Ivanhoe Mines Ltd. fell in Toronto trading after Mongolia said it wanted to boost its stake in one of the world’s largest undeveloped copper-gold mines two years after agreeing to cap its stake until 2039.
Ivanhoe, developing the Oyu Tolgoi deposit with Rio Tinto Group, fell C$1.51, or 9.1 percent, to C$15 yesterday at 4 p.m. in Toronto Stock Exchange trading, after earlier dropping as much as 21 percent. Rio declined 20.5 pence, or 0.7 percent, to 2,964.5 pence in London.
The government of Mongolia is seeking to boost its stake to 50 percent from 34 percent, Dashdorj Zorigt, Mongolia’s minerals minister, told reporters at Oyu Tolgoi on Sept. 25. Such an increase is permitted only after 30 years, according to a summary of the $10 billion project agreement from London-based Rio, which said the new proposal may alarm foreign investors.
Mongolia’s attempt to renegotiate the Oyu Tolgoi agreement follows pressure from lawmakers ahead of an election next year and highlights risks for overseas investors as countries seek greater control of raw materials. So-called resource nationalism is the biggest business risk for global mining companies, Ernst & Young LLP said last month.

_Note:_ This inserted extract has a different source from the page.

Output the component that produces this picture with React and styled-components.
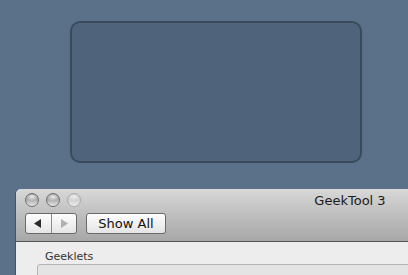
import React from 'react';
import styled, { createGlobalStyle } from 'styled-components';

const GlobalStyle = createGlobalStyle`
  html, body {
    margin: 0;
    padding: 0;
    background: #5b7189;
  }
  body {
    font-family: "DejaVu Sans", "Liberation Sans", sans-serif;
  }
`;

const Desktop = styled.div`
  width: 408px;
  height: 275px;
  overflow: hidden;
  background: #5b7189;
  display: flex;
  flex-direction: column;
  padding-top: 21px;
  box-sizing: border-box;
`;

const DropZone = styled.div`
  margin-left: 70px;
  width: 292px;
  height: 142px;
  box-sizing: border-box;
  border: 2px solid #3a4a5b;
  border-radius: 10px;
  background: #4f647a;
  flex-shrink: 0;
`;

const Window = styled.div`
  margin-top: 26px;
  margin-left: 16px;
  width: 668px;
  flex-shrink: 0;
  border-radius: 5px 5px 0 0;
  overflow: hidden;
  box-shadow: -1px 0 0 #44546a;
  background: #ededed;
`;

const TitleBar = styled.div`
  height: 48px;
  border-bottom: 1px solid #555;
  background: linear-gradient(#d8d8d8, #c8c8c8 30%, #a7a7a7);
  display: flex;
  flex-direction: column;
  padding: 4px 0 0 9px;
  box-sizing: content-box;
  position: relative;
`;

const TopRow = styled.div`
  display: flex;
  align-items: center;
  gap: 7px;
  height: 14px;
`;

const Light = styled.div`
  width: 14px;
  height: 14px;
  border-radius: 50%;
  box-sizing: border-box;
  border: 1px solid ${(p) => (p.dim ? '#a9a9a9' : '#6e6e6e')};
  background: ${(p) =>
    p.dim
      ? 'radial-gradient(ellipse 60% 35% at 50% 22%, rgba(255,255,255,0.7), rgba(255,255,255,0) 100%), linear-gradient(#bdbdbd, #d6d6d6 60%, #ececec)'
      : 'radial-gradient(ellipse 60% 35% at 50% 22%, rgba(255,255,255,0.85), rgba(255,255,255,0) 100%), linear-gradient(#7a7a7a, #a9a9a9 45%, #e6e6e6)'};
`;

const Title = styled.div`
  position: absolute;
  top: 4px;
  left: 0;
  right: 0;
  text-align: center;
  font-size: 13px;
  color: #1a1a1a;
  line-height: 16px;
`;

const Toolbar = styled.div`
  display: flex;
  align-items: center;
  gap: 9px;
  margin-top: 6px;
`;

const Segmented = styled.div`
  display: flex;
  width: 52px;
  height: 21px;
  box-sizing: border-box;
  border: 1px solid #6a6a6a;
  border-radius: 3px;
  background: linear-gradient(#fdfdfd, #f1f1f1 50%, #e4e4e4);
  overflow: hidden;
`;

const Segment = styled.div`
  flex: 1;
  display: flex;
  align-items: center;
  justify-content: center;
  & + & {
    border-left: 1px solid #8a8a8a;
  }
`;

const Button = styled.div`
  width: 80px;
  height: 21px;
  box-sizing: border-box;
  border: 1px solid #6a6a6a;
  border-radius: 3px;
  background: linear-gradient(#fdfdfd, #f1f1f1 50%, #e4e4e4);
  display: flex;
  align-items: center;
  justify-content: center;
  font-size: 13px;
  color: #111;
`;

const Content = styled.div`
  padding: 8px 0 0 21px;
`;

const Label = styled.div`
  font-size: 11px;
  color: #333;
  margin-left: 8px;
  line-height: 13px;
`;

const ListBox = styled.div`
  margin-top: 1px;
  height: 30px;
  border: 1px solid #b4b4b4;
  border-radius: 3px;
  background: #e4e4e4;
`;

const Arrow = ({ dir, color }) => (
  <svg width="8" height="9" viewBox="0 0 8 9">
    {dir === 'left' ? (
      <polygon points="7,0 7,9 0,4.5" fill={color} />
    ) : (
      <polygon points="1,0 1,9 8,4.5" fill={color} />
    )}
  </svg>
);

export default function App() {
  return (
    <>
      <GlobalStyle />
      <Desktop>
        <DropZone />
        <Window>
          <TitleBar>
            <TopRow>
              <Light />
              <Light />
              <Light dim />
            </TopRow>
            <Title>GeekTool 3</Title>
            <Toolbar>
              <Segmented>
                <Segment>
                  <Arrow dir="left" color="#2a2a2a" />
                </Segment>
                <Segment>
                  <Arrow dir="right" color="#b0b0b0" />
                </Segment>
              </Segmented>
              <Button>Show All</Button>
            </Toolbar>
          </TitleBar>
          <Content>
            <Label>Geeklets</Label>
            <ListBox />
          </Content>
        </Window>
      </Desktop>
    </>
  );
}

“The future of Ivanhoe’s relationships with the Mongolian government has become darker,” Ray Goldie, a Toronto-based analyst at Salman Partners Inc., said yesterday in a note to clients.
In the “still unlikely event that” Mongolia were to unilaterally increase its stake in Oyu Tolgoi 16 percentage points by 2019, the project’s contribution to Ivanhoe’s net- asset value per share would drop to $19.85 from $23.93, Goldie said in the note.